Dáil debates

Wednesday, 19 November 2025

Ceisteanna ó Cheannairí - Leaders' Questions

 

5:10 am

Photo of Micheál MartinMicheál Martin (Cork South-Central, Fianna Fail)

Deputy Bacik did say that. She said that we had no social housing plans. The housing plan states that we will deliver 12,000 new social homes every year over the lifetime of the plan. We have significantly transformed the scale and pace of social housing delivery over the past five years. That has to be acknowledged. I have looked at the Labour Party's manifesto on housing. It is so vague as to be unbelievable. It is bereft of any depth or substance. The Labour Party has put no flesh on the bone of any of its proposals.

The housing plan has depth and substance. We have capitalised the Land Development Agency to about €8.75 billion. We are talking about a €50 billion plan for housing. In terms of the need for 50,000 houses a year, we will need about €20 billion to be spent every year. The State will not to be able to spend €20 billion every year. The private sector has to be involved. The Labour Party has consistently been hostile to any private sector dimension to housing.

We say that the State will continue to allocate enormous sums to housing and to infrastructure that will enable housing, such as water services and the national grid. That is the fundamental big picture about housing.

The Deputy wants to get back down to apartment guidelines. We wanted to close the viability gap. We need more apartments built. We reduced the VAT on apartments in the budget. The Labour Party lazily and politically described it as a pro-developer measure. That is not the reason.

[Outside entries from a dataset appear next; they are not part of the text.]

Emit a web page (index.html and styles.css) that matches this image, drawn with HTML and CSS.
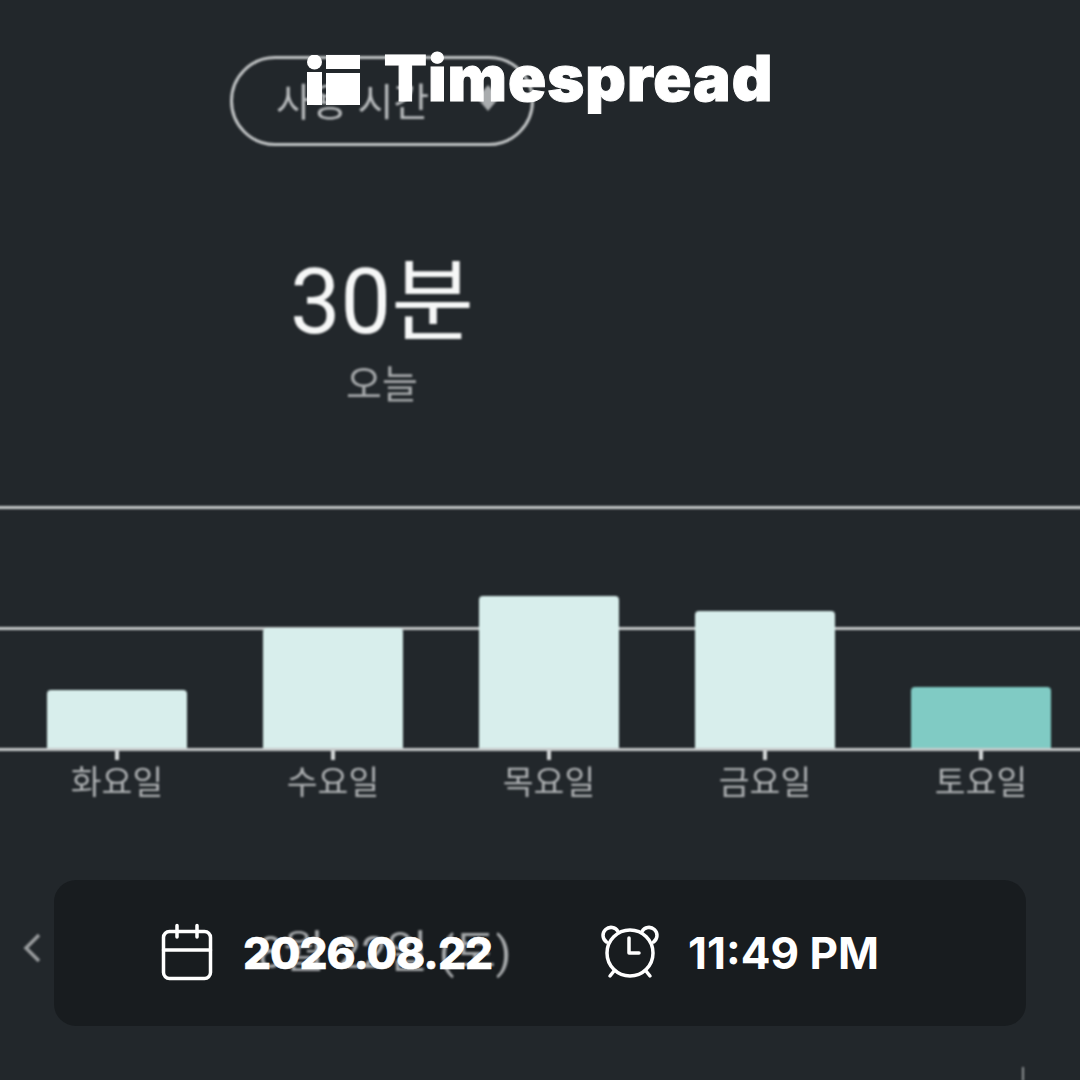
FILE: index.html
```html
<!DOCTYPE html>
<html lang="ko">
<head>
    <meta charset="UTF-8">
    <meta name="viewport" content="width=device-width, initial-scale=1.0">
    <title>Timespread</title>
    <link rel="stylesheet" href="styles.css">
</head>
<body>

    <div class="screen">
        <div class="summary">
            <div class="picker">
                <span class="picker-label">사용 시간</span>
                <span class="picker-arrows"><i class="arrow-up"></i><i class="arrow-down"></i></span>
            </div>
            <div class="total">30분</div>
            <div class="total-label">오늘</div>
        </div>

        <div class="chart">
            <div class="plot">
                <div class="grid-row"></div>
                <div class="grid-row grid-row-low"></div>
                <div class="bars">
                    <div class="bar-col"><div class="bar" style="height: 58px"></div></div>
                    <div class="bar-col"><div class="bar" style="height: 120px"></div></div>
                    <div class="bar-col"><div class="bar" style="height: 152px"></div></div>
                    <div class="bar-col"><div class="bar" style="height: 137px"></div></div>
                    <div class="bar-col"><div class="bar bar-today" style="height: 61px"></div></div>
                </div>
            </div>
            <div class="days">
                <div class="day">화요일</div>
                <div class="day">수요일</div>
                <div class="day">목요일</div>
                <div class="day">금요일</div>
                <div class="day">토요일</div>
            </div>
        </div>

        <div class="date-nav">
            <svg class="chevron" width="20" height="32" viewBox="0 0 20 32">
                <path d="M17 3 L4 16 L17 29" />
            </svg>
        </div>
        <div class="next-tick"></div>
    </div>

    <!-- watermark on top of the screenshot -->
    <div class="brand">
        <svg class="brand-logo" width="53" height="50" viewBox="0 0 53 50">
            <circle cx="7.5" cy="7" r="7.5" />
            <rect x="0" y="17" width="15" height="33" />
            <rect x="19" y="0" width="34" height="14" />
            <rect x="19" y="18" width="34" height="32" />
        </svg>
        <span class="brand-name">Timespread</span>
    </div>

    <div class="stamp">
        <span class="stamp-under">8월 22일 (토)</span>
        <svg class="stamp-icon" width="56" height="60" viewBox="0 0 56 60">
            <rect x="3.5" y="8.5" width="47" height="47" rx="6" />
            <path d="M3.5 27 H50.5 M17 2.5 V14 M37 2.5 V14" />
        </svg>
        <span class="stamp-date">2026.08.22</span>
        <svg class="stamp-icon stamp-clock" width="60" height="60" viewBox="0 0 60 60">
            <circle cx="30" cy="30" r="23" />
            <path d="M6.5 19 A8 8 0 1 1 18 8.5" />
            <path d="M53.5 19 A8 8 0 1 0 42 8.5" />
            <path d="M14 48 L10 53 M46 48 L50 53" />
            <path d="M29 15 V30 H39" />
        </svg>
        <span class="stamp-time">11:49 PM</span>
    </div>

</body>
</html>
```

FILE: styles.css
```css
/* General Styles */
body {
    margin: 0;
    width: 1080px;
    height: 1080px;
    position: relative;
    overflow: hidden;
    background-color: #22272b;
    font-family: Roboto, 'Noto Sans CJK KR', sans-serif;
}

/* the blurry phone capture underneath */
.screen {
    filter: blur(0.8px);
}

.summary {
    width: 304px;
    margin-left: 230px;
    padding-top: 56px;
    text-align: center;
}

.picker {
    height: 84px;
    border: 3px solid #c3c6c7;
    border-radius: 46px;
    display: flex;
    align-items: center;
    padding-left: 43px;
    padding-right: 32px;
    justify-content: space-between;
}

.picker-label {
    font-size: 39px;
    white-space: nowrap;
    padding-bottom: 5px;
    color: #b9bcbe;
}

.picker-arrows {
    display: flex;
    flex-direction: column;
    margin-top: -6px;
}

.arrow-up, .arrow-down {
    width: 0;
    height: 0;
    border-left: 11px solid transparent;
    border-right: 11px solid transparent;
}

.arrow-up {
    border-bottom: 13px solid #a9acae;
}

.arrow-down {
    border-top: 13px solid #a9acae;
}

.total {
    margin-top: 107px;
    font-size: 90px;
    line-height: 100px;
    color: #f6f7f7;
}

.total-label {
    margin-top: 10px;
    font-size: 39px;
    line-height: 44px;
    color: #a6a9ab;
}

.chart {
    margin-top: 99px;
}

/* runs a little past the window so the blur doesn't fade the line ends */
.plot {
    display: grid;
    grid-template-rows: 121px 121px;
    margin: 0 -4px;
    border-bottom: 3px solid #c7cacb;
}

.grid-row {
    grid-column: 1;
    grid-row: 1;
    border-top: 3px solid #c7cacb;
}

.grid-row-low {
    grid-row: 2;
}

.bars {
    grid-column: 1;
    grid-row: 1 / 3;
    display: grid;
    grid-template-columns: repeat(5, 216px);
    padding-left: 13px;
    align-items: end;
}

.bar-col {
    display: flex;
    justify-content: center;
}

.bar {
    width: 140px;
    background-color: #d8eeec;
    border-radius: 4px 4px 0 0;
}

.bar-today {
    background-color: #80cbc4;
}

.days {
    display: grid;
    grid-template-columns: repeat(5, 216px);
    padding-left: 9px;
}

.day {
    text-align: center;
    font-size: 33.5px;
    line-height: 44px;
    color: #adb0b2;
    padding-top: 10px;
    position: relative;
}

.day::before {
    content: "";
    position: absolute;
    top: 0;
    left: 106px;
    width: 4px;
    height: 9px;
    background-color: #d5d8d9;
}

.date-nav {
    margin-top: 113px;
    height: 60px;
    display: flex;
    align-items: center;
    padding-left: 22px;
}

.chevron {
    fill: none;
    stroke: #9b9ea0;
    stroke-width: 3.5;
}

.next-tick {
    width: 2px;
    height: 14px;
    margin-top: 89px;
    margin-left: 1022px;
    background-color: #8d9093;
}

.brand {
    position: absolute;
    top: 46px;
    left: 0;
    right: 0;
    display: flex;
    justify-content: center;
    align-items: flex-start;
    gap: 24px;
    color: #ffffff;
}

.brand-logo {
    margin-top: 9px;
    fill: #ffffff;
}

.brand-name {
    font-family: Inter, sans-serif;
    font-size: 63px;
    line-height: 64px;
    font-weight: 900;
    letter-spacing: 1px;
    -webkit-text-stroke: 1px #ffffff;
}

.stamp {
    position: absolute;
    top: 880px;
    left: 54px;
    width: 972px;
    height: 146px;
    box-sizing: border-box;
    padding-left: 106px;
    border-radius: 22px;
    background-color: #181c1f;
    display: flex;
    align-items: center;
    color: #ffffff;
    font-family: Inter, sans-serif;
    font-size: 44px;
}

/* the app's own date, showing through the stamp */
.stamp-under {
    position: absolute;
    left: 204px;
    top: 44px;
    font-family: Roboto, 'Noto Sans CJK KR', sans-serif;
    font-size: 45px;
    line-height: 58px;
    white-space: nowrap;
    color: #a6a9ab;
    filter: blur(0.8px);
}

.stamp-icon {
    flex: none;
    position: relative;
    fill: none;
    stroke: #ffffff;
    stroke-width: 3.5;
    stroke-linecap: round;
    stroke-linejoin: round;
}

.stamp-date {
    position: relative;
    margin-left: 27px;
    font-weight: 800;
    letter-spacing: -1px;
    -webkit-text-stroke: 0.5px #ffffff;
}

.stamp-clock {
    margin-left: 108px;
}

.stamp-time {
    margin-left: 28px;
    font-weight: 700;
    letter-spacing: 0;
}
```
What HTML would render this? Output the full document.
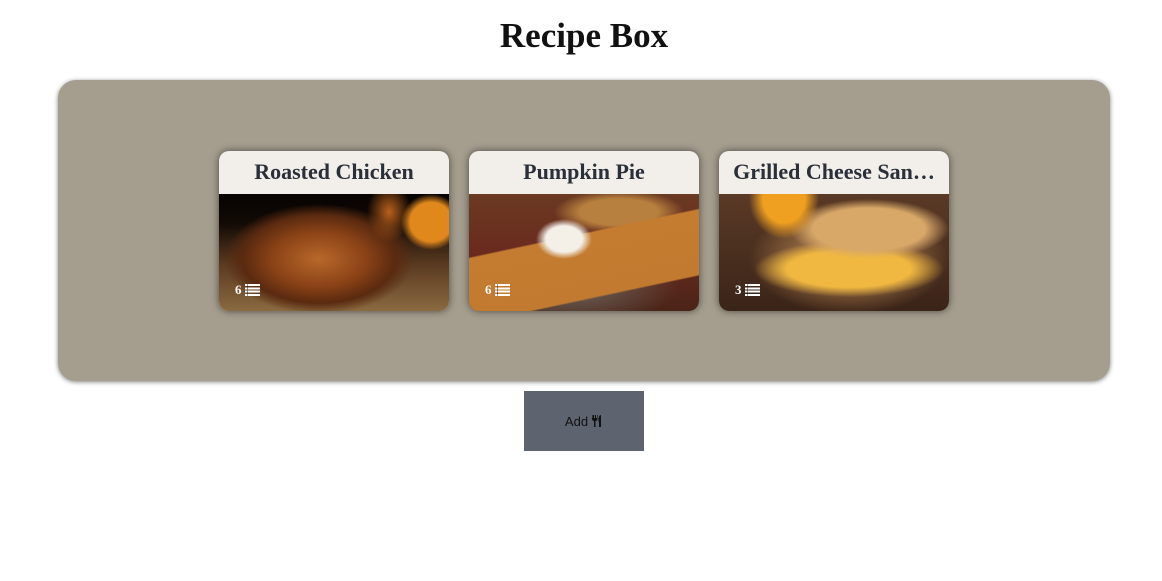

It is to narrow the viability gap that all the analysts have identified in terms of apartment building in cities. We have done a number of other measures in terms of the reform of rent pressure zones. The Deputy opposed that too, of course, because she just wants to be popular all the time. We are focused since we came into government on doing things around housing to reform the rental market. That is in line with the Housing Commission report, by the way, which called for reform of the rental market. We followed through on that in an evidence-based and informed way in terms of those who made recommendations to the Minister to come forward with proposals for the rental sector. I get the sense all the time that no matter what Government proposes, the Deputy will oppose it. We need different housing types and apartment types for different cohorts of the population who require accommodation and housing.